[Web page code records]
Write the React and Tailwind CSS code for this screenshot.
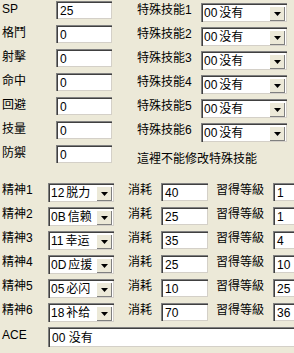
import React from "react";

const sunken =
  "bg-white border-t border-l border-[#808080] border-b-white border-r-white shadow-[inset_1px_1px_0_#404040,inset_-1px_-1px_0_#d4d0c8]";

function TextBox({ value, className = "" }) {
  return (
    <div className={`${sunken} shrink-0 flex items-center pl-[3px] leading-none whitespace-nowrap ${className}`}>
      {value}
    </div>
  );
}

function Combo({ code, name, className = "" }) {
  return (
    <div className={`${sunken} shrink-0 flex items-center justify-between pl-[2px] pr-[2px] leading-none ${className}`}>
      <span className="whitespace-nowrap">
        {code}
        <span className="ml-[2px]">{name}</span>
      </span>
      <span className="shrink-0 w-[16px] h-[15px] bg-[#ece9d8] border-t border-l border-white border-b-[#404040] border-r-[#404040] shadow-[inset_-1px_-1px_0_#808080] flex items-center justify-center">
        <svg width="7" height="4" viewBox="0 0 7 4">
          <path d="M0 0h7L3.5 4z" fill="#000" />
        </svg>
      </span>
    </div>
  );
}

const stats = [
  ["SP", "25"],
  ["格鬥", "0"],
  ["射擊", "0"],
  ["命中", "0"],
  ["回避", "0"],
  ["技量", "0"],
  ["防禦", "0"],
];

const spirits = [
  ["精神1", "12", "脱力", "40", "1"],
  ["精神2", "0B", "信赖", "25", "1"],
  ["精神3", "11", "幸运", "35", "4"],
  ["精神4", "0D", "应援", "25", "10"],
  ["精神5", "05", "必闪", "10", "25"],
  ["精神6", "18", "补给", "70", "36"],
];

export default function App() {
  return (
    <div
      className="w-[294px] h-[353px] bg-[#ece9d8] overflow-hidden text-[12px] text-black"
      style={{ fontFamily: '"Liberation Sans", "Noto Sans CJK SC", sans-serif' }}
    >
      {/* 能力值 + 特殊技能 */}
      <div className="flex h-[181px]">
        <div className="w-[137px] shrink-0 pt-[1px]">
          {stats.map(([label, val]) => (
            <div key={label} className="flex items-start h-[24px]">
              <span className="w-[56px] shrink-0 pl-[2px] leading-[16px]">{label}</span>
              <TextBox value={val} className="w-[56px] h-[18px]" />
            </div>
          ))}
        </div>
        <div className="w-[157px] shrink-0 pt-[3px]">
          {[1, 2, 3, 4, 5, 6].map((n) => (
            <div key={n} className="flex items-start h-[24px]">
              <span className="w-[64px] shrink-0 leading-[12px] pt-[1px] whitespace-nowrap">特殊技能{n}</span>
              <Combo code="00" name="没有" className="w-[86px] h-[19px]" />
            </div>
          ))}
          <div className="pt-[5px] leading-[14px] whitespace-nowrap">這裡不能修改特殊技能</div>
        </div>
      </div>

      {/* 精神 */}
      <div className="pt-[2px] w-[340px]">
        {spirits.map(([label, code, name, cost, lv]) => (
          <div key={label} className="flex items-start h-[24px] whitespace-nowrap">
            <span className="w-[48px] shrink-0 pl-[2px] leading-[14px]">{label}</span>
            <Combo code={code} name={name} className="w-[66px] h-[19px]" />
            <span className="ml-[14px] w-[33px] shrink-0 leading-[14px]">消耗</span>
            <TextBox value={cost} className="w-[47px] h-[18px]" />
            <span className="ml-[8px] w-[57px] shrink-0 leading-[14px]">習得等級</span>
            <TextBox value={lv} className="w-[40px] h-[18px]" />
          </div>
        ))}
        <div className="flex items-start h-[24px]">
          <span className="w-[48px] shrink-0 pl-[2px] leading-[14px] pt-[1px]">ACE</span>
          <TextBox value="00 没有" className="w-[260px] h-[20px]" />
        </div>
      </div>
    </div>
  );
}
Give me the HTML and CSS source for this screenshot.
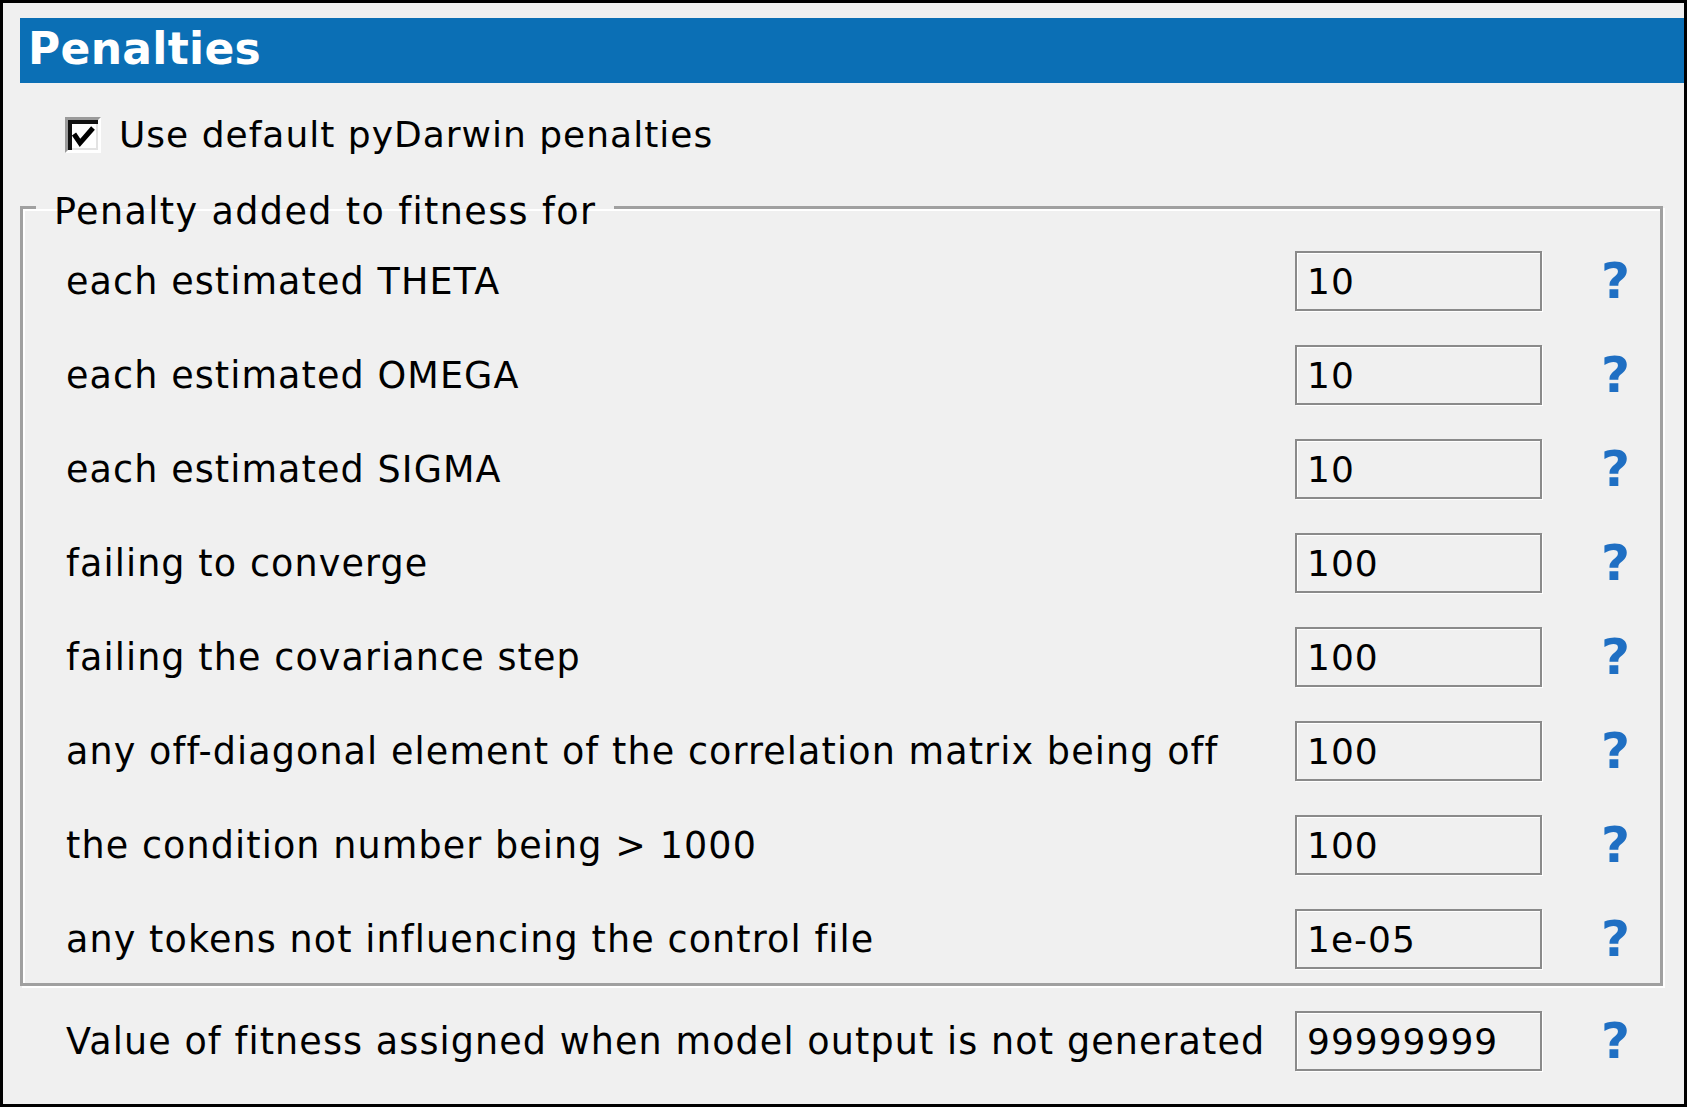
FILE: index.html
```html
<!DOCTYPE html>
<html lang="en">
<head>
    <meta charset="UTF-8">
    <title>Penalties</title>
    <link rel="stylesheet" href="styles.css">
</head>
<body>
    <div class="window">
        <div class="header">Penalties</div>

        <label class="check-row">
            <span class="check-box">
                <svg width="30" height="30" viewBox="0 0 30 30">
                    <polyline points="6,14 12,23 25,8" fill="none" stroke="#000" stroke-width="5"/>
                </svg>
            </span>
            <span class="check-text">Use default pyDarwin penalties</span>
        </label>

        <fieldset class="group">
            <legend>Penalty added to fitness for</legend>
            <div class="rows">
                <div class="row">
                    <span class="label">each estimated THETA</span>
                    <input class="field" type="text" value="10">
                    <span class="help">?</span>
                </div>
                <div class="row">
                    <span class="label">each estimated OMEGA</span>
                    <input class="field" type="text" value="10">
                    <span class="help">?</span>
                </div>
                <div class="row">
                    <span class="label">each estimated SIGMA</span>
                    <input class="field" type="text" value="10">
                    <span class="help">?</span>
                </div>
                <div class="row">
                    <span class="label">failing to converge</span>
                    <input class="field" type="text" value="100">
                    <span class="help">?</span>
                </div>
                <div class="row">
                    <span class="label">failing the covariance step</span>
                    <input class="field" type="text" value="100">
                    <span class="help">?</span>
                </div>
                <div class="row">
                    <span class="label">any off-diagonal element of the correlation matrix being off</span>
                    <input class="field" type="text" value="100">
                    <span class="help">?</span>
                </div>
                <div class="row">
                    <span class="label">the condition number being &gt; 1000</span>
                    <input class="field" type="text" value="100">
                    <span class="help">?</span>
                </div>
                <div class="row">
                    <span class="label">any tokens not influencing the control file</span>
                    <input class="field" type="text" value="1e-05">
                    <span class="help">?</span>
                </div>
            </div>
        </fieldset>

        <div class="row row-last">
            <span class="label">Value of fitness assigned when model output is not generated</span>
            <input class="field" type="text" value="99999999">
            <span class="help">?</span>
        </div>
    </div>
</body>
</html>
```

FILE: styles.css
```css
body {
    margin: 0;
    background-color: #f0f0f0;
    font-family: "DejaVu Sans", Verdana, sans-serif;
    color: #000;
}
.window {
    width: 1687px;
    height: 1107px;
    box-sizing: border-box;
    border: 3px solid #000;
    background-color: #f0f0f0;
    padding: 15px 0 0 17px;
    overflow: hidden;
}
.header {
    height: 65px;
    background-color: #0b6fb5;
    color: #fff;
    font-weight: bold;
    font-size: 44px;
    line-height: 62px;
    padding-left: 8px;
    letter-spacing: 0.3px;
}
.check-row {
    display: flex;
    align-items: center;
    margin: 34px 0 0 45px;
    height: 36px;
}
.check-box {
    width: 30px;
    height: 30px;
    border-top: 3px solid #9a9a9a;
    border-left: 3px solid #9a9a9a;
    border-right: 3px solid #fff;
    border-bottom: 3px solid #fff;
    background-color: #fff;
    box-shadow: inset 4px 4px 0 #111, inset -2px -2px 0 #e3e3e3;
    display: flex;
}
.check-text {
    font-size: 36px;
    letter-spacing: 1px;
    margin-left: 18px;
    line-height: 36px;
}
.group {
    margin: 29px 21px 0 0;
    padding: 0;
    border: 3px solid #a0a0a0;
    box-shadow: inset 2px 2px 0 #fff, 2px 2px 0 #fff;
    min-width: 0;
}
.group legend {
    font-size: 36.5px;
    letter-spacing: 1.4px;
    margin-left: 13px;
    padding: 10px 18px 0 18px;
    line-height: 40px;
}
.rows {
    display: flex;
    flex-direction: column;
    gap: 34px;
    padding: 18px 0 15px 0;
}
.row {
    display: grid;
    grid-template-columns: 1fr 247px 118px;
    align-items: center;
    height: 60px;
}
.label {
    font-size: 36.5px;
    letter-spacing: 1.1px;
    padding-left: 43px;
    white-space: nowrap;
}
.field {
    width: 247px;
    height: 60px;
    box-sizing: border-box;
    border: 2px solid #8a8a8a;
    box-shadow: 1px 1px 0 #fff, inset 1px 1px 0 #fff;
    background-color: #f0f0f0;
    font-family: "DejaVu Sans", Verdana, sans-serif;
    font-size: 36px;
    letter-spacing: 1px;
    color: #000;
    padding: 0 0 0 10px;
    margin: 0;
    outline: none;
}
.help {
    font-weight: bold;
    font-size: 50px;
    color: #1f6fc3;
    margin-left: 59px;
    line-height: 62px;
}
.row-last {
    margin: 24px 24px 0 3px;
}
```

## PROBLEM TO SOLVE
Set down again, exactly, the lines of the material above from its first line to the one with "border-t border-l border-[#808080]", inclusive. Leave the pictures out.

## WRITTEN RESPONSE
Write the React and Tailwind CSS code for this screenshot.
import React from "react";

const sunken =
  "bg-white border-t border-l border-[#808080] border-b-white border-r-white shadow-[inset_1px_1px_0_#404040,inset_-1px_-1px_0_#d4d0c8]";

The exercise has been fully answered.